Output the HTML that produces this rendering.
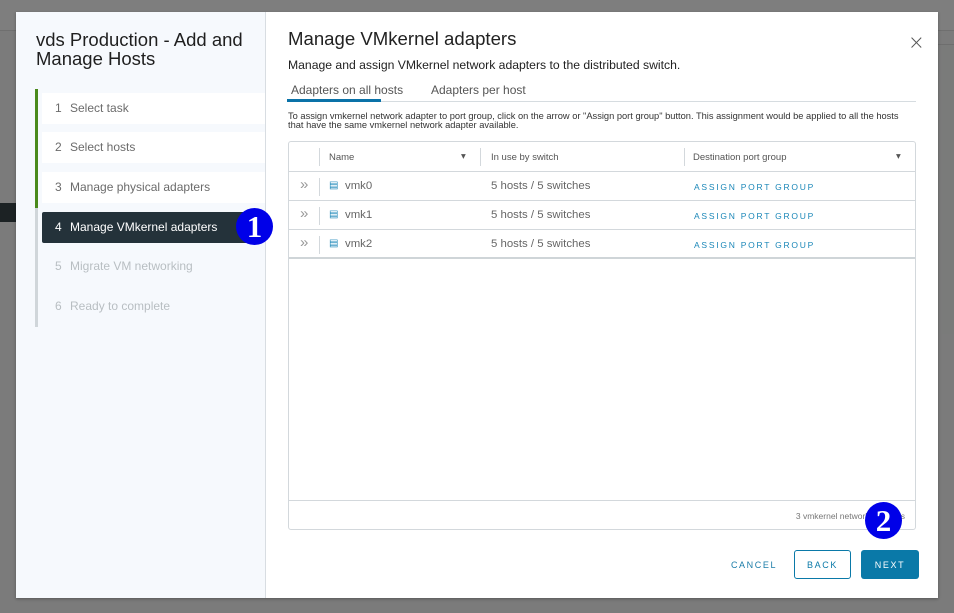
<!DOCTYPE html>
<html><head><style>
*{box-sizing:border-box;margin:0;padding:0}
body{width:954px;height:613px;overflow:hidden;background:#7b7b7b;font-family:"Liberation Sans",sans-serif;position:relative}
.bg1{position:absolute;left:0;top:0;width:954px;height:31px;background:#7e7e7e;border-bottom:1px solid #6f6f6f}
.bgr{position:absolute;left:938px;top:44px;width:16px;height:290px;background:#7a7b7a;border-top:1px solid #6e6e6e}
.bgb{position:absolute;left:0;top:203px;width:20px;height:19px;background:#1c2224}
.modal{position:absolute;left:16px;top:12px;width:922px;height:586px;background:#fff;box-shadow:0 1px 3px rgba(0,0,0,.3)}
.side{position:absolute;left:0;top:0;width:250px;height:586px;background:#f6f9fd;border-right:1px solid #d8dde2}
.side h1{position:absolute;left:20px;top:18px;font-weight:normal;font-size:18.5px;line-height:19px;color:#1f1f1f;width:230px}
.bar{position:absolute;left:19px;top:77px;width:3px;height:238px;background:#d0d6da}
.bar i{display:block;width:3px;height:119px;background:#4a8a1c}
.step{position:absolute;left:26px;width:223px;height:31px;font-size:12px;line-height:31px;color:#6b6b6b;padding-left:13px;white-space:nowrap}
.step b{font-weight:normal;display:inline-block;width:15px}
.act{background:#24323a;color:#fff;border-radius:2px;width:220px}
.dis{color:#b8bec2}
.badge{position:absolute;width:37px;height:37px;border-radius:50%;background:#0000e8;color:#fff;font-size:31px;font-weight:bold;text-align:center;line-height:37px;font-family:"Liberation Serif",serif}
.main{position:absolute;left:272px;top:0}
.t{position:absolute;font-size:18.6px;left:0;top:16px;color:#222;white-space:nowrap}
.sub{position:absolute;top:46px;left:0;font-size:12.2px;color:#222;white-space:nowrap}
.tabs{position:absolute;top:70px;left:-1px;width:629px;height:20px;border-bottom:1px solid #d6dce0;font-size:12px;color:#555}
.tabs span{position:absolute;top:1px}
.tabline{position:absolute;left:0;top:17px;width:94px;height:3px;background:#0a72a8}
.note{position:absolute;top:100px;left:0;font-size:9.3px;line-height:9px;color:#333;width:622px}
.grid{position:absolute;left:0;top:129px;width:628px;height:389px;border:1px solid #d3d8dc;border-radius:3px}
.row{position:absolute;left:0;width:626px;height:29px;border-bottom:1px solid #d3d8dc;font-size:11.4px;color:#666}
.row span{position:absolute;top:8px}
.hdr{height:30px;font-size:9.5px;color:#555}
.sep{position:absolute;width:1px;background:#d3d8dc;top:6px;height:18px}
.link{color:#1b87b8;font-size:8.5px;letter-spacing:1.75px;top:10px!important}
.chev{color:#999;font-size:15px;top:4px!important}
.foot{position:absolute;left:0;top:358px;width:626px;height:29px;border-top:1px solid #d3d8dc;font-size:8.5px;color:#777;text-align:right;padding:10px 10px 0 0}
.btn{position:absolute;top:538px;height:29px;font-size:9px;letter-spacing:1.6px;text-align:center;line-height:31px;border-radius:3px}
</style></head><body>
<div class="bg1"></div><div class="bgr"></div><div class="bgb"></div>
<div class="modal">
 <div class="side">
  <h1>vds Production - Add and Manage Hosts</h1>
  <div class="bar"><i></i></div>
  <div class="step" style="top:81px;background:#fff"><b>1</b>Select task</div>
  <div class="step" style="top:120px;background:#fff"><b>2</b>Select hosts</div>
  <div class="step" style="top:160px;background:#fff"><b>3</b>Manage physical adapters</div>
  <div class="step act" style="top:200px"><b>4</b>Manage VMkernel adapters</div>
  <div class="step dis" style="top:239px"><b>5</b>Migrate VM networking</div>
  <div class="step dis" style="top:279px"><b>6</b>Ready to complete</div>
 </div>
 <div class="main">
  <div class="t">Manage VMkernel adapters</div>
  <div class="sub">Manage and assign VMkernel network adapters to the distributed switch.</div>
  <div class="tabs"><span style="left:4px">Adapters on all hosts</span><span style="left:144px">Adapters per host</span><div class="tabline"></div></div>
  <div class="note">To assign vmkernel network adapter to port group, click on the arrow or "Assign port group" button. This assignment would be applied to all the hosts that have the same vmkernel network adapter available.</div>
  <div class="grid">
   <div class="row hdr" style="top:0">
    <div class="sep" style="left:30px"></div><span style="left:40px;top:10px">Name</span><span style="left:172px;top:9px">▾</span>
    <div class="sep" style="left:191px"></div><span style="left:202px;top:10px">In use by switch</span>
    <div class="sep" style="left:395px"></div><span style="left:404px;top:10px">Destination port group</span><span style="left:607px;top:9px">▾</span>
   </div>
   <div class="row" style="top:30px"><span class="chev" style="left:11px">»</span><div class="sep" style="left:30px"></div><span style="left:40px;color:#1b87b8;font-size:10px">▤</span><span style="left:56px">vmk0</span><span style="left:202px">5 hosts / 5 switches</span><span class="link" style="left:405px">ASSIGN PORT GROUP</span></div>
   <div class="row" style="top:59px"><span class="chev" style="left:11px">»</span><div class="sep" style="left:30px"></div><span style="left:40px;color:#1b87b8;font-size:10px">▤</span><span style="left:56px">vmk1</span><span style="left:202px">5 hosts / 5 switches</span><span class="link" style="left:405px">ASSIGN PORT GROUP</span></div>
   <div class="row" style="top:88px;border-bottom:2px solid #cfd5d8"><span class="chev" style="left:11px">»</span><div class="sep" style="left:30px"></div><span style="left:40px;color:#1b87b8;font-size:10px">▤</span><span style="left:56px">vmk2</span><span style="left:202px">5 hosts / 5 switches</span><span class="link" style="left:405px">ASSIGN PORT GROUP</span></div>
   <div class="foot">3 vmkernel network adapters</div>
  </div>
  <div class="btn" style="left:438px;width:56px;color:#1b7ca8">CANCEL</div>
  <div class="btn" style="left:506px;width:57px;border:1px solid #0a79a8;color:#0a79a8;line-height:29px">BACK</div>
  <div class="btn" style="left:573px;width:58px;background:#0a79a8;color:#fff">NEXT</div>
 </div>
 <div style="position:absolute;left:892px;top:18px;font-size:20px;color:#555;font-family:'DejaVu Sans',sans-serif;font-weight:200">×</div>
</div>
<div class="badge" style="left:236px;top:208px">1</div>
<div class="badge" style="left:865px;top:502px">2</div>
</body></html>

************

# TASK DESCRIPTION
Without the images, write out each line of the data verbatim.

# RESULT FOR THIS EXERCISE
Output the HTML that produces this rendering.
<!DOCTYPE html>
<html><head><style>
*{box-sizing:border-box;margin:0;padding:0}
body{width:954px;height:613px;overflow:hidden;background:#7b7b7b;font-family:"Liberation Sans",sans-serif;position:relative}
.bg1{position:absolute;left:0;top:0;width:954px;height:31px;background:#7e7e7e;border-bottom:1px solid #6f6f6f}
.bgr{position:absolute;left:938px;top:44px;width:16px;height:290px;background:#7a7b7a;border-top:1px solid #6e6e6e}
.bgb{position:absolute;left:0;top:203px;width:20px;height:19px;background:#1c2224}
.modal{position:absolute;left:16px;top:12px;width:922px;height:586px;background:#fff;box-shadow:0 1px 3px rgba(0,0,0,.3)}
.side{position:absolute;left:0;top:0;width:250px;height:586px;background:#f6f9fd;border-right:1px solid #d8dde2}
.side h1{position:absolute;left:20px;top:18px;font-weight:normal;font-size:18.5px;line-height:19px;color:#1f1f1f;width:230px}
.bar{position:absolute;left:19px;top:77px;width:3px;height:238px;background:#d0d6da}
.bar i{display:block;width:3px;height:119px;background:#4a8a1c}
.step{position:absolute;left:26px;width:223px;height:31px;font-size:12px;line-height:31px;color:#6b6b6b;padding-left:13px;white-space:nowrap}
.step b{font-weight:normal;display:inline-block;width:15px}
.act{background:#24323a;color:#fff;border-radius:2px;width:220px}
.dis{color:#b8bec2}
.badge{position:absolute;width:37px;height:37px;border-radius:50%;background:#0000e8;color:#fff;font-size:31px;font-weight:bold;text-align:center;line-height:37px;font-family:"Liberation Serif",serif}
.main{position:absolute;left:272px;top:0}
.t{position:absolute;font-size:18.6px;left:0;top:16px;color:#222;white-space:nowrap}
.sub{position:absolute;top:46px;left:0;font-size:12.2px;color:#222;white-space:nowrap}
.tabs{position:absolute;top:70px;left:-1px;width:629px;height:20px;border-bottom:1px solid #d6dce0;font-size:12px;color:#555}
.tabs span{position:absolute;top:1px}
.tabline{position:absolute;left:0;top:17px;width:94px;height:3px;background:#0a72a8}
.note{position:absolute;top:100px;left:0;font-size:9.3px;line-height:9px;color:#333;width:622px}
.grid{position:absolute;left:0;top:129px;width:628px;height:389px;border:1px solid #d3d8dc;border-radius:3px}
.row{position:absolute;left:0;width:626px;height:29px;border-bottom:1px solid #d3d8dc;font-size:11.4px;color:#666}
.row span{position:absolute;top:8px}
.hdr{height:30px;font-size:9.5px;color:#555}
.sep{position:absolute;width:1px;background:#d3d8dc;top:6px;height:18px}
.link{color:#1b87b8;font-size:8.5px;letter-spacing:1.75px;top:10px!important}
.chev{color:#999;font-size:15px;top:4px!important}
.foot{position:absolute;left:0;top:358px;width:626px;height:29px;border-top:1px solid #d3d8dc;font-size:8.5px;color:#777;text-align:right;padding:10px 10px 0 0}
.btn{position:absolute;top:538px;height:29px;font-size:9px;letter-spacing:1.6px;text-align:center;line-height:31px;border-radius:3px}
</style></head><body>
<div class="bg1"></div><div class="bgr"></div><div class="bgb"></div>
<div class="modal">
 <div class="side">
  <h1>vds Production - Add and Manage Hosts</h1>
  <div class="bar"><i></i></div>
  <div class="step" style="top:81px;background:#fff"><b>1</b>Select task</div>
  <div class="step" style="top:120px;background:#fff"><b>2</b>Select hosts</div>
  <div class="step" style="top:160px;background:#fff"><b>3</b>Manage physical adapters</div>
  <div class="step act" style="top:200px"><b>4</b>Manage VMkernel adapters</div>
  <div class="step dis" style="top:239px"><b>5</b>Migrate VM networking</div>
  <div class="step dis" style="top:279px"><b>6</b>Ready to complete</div>
 </div>
 <div class="main">
  <div class="t">Manage VMkernel adapters</div>
  <div class="sub">Manage and assign VMkernel network adapters to the distributed switch.</div>
  <div class="tabs"><span style="left:4px">Adapters on all hosts</span><span style="left:144px">Adapters per host</span><div class="tabline"></div></div>
  <div class="note">To assign vmkernel network adapter to port group, click on the arrow or "Assign port group" button. This assignment would be applied to all the hosts that have the same vmkernel network adapter available.</div>
  <div class="grid">
   <div class="row hdr" style="top:0">
    <div class="sep" style="left:30px"></div><span style="left:40px;top:10px">Name</span><span style="left:172px;top:9px">▾</span>
    <div class="sep" style="left:191px"></div><span style="left:202px;top:10px">In use by switch</span>
    <div class="sep" style="left:395px"></div><span style="left:404px;top:10px">Destination port group</span><span style="left:607px;top:9px">▾</span>
   </div>
   <div class="row" style="top:30px"><span class="chev" style="left:11px">»</span><div class="sep" style="left:30px"></div><span style="left:40px;color:#1b87b8;font-size:10px">▤</span><span style="left:56px">vmk0</span><span style="left:202px">5 hosts / 5 switches</span><span class="link" style="left:405px">ASSIGN PORT GROUP</span></div>
   <div class="row" style="top:59px"><span class="chev" style="left:11px">»</span><div class="sep" style="left:30px"></div><span style="left:40px;color:#1b87b8;font-size:10px">▤</span><span style="left:56px">vmk1</span><span style="left:202px">5 hosts / 5 switches</span><span class="link" style="left:405px">ASSIGN PORT GROUP</span></div>
   <div class="row" style="top:88px;border-bottom:2px solid #cfd5d8"><span class="chev" style="left:11px">»</span><div class="sep" style="left:30px"></div><span style="left:40px;color:#1b87b8;font-size:10px">▤</span><span style="left:56px">vmk2</span><span style="left:202px">5 hosts / 5 switches</span><span class="link" style="left:405px">ASSIGN PORT GROUP</span></div>
   <div class="foot">3 vmkernel network adapters</div>
  </div>
  <div class="btn" style="left:438px;width:56px;color:#1b7ca8">CANCEL</div>
  <div class="btn" style="left:506px;width:57px;border:1px solid #0a79a8;color:#0a79a8;line-height:29px">BACK</div>
  <div class="btn" style="left:573px;width:58px;background:#0a79a8;color:#fff">NEXT</div>
 </div>
 <div style="position:absolute;left:892px;top:18px;font-size:20px;color:#555;font-family:'DejaVu Sans',sans-serif;font-weight:200">×</div>
</div>
<div class="badge" style="left:236px;top:208px">1</div>
<div class="badge" style="left:865px;top:502px">2</div>
</body></html>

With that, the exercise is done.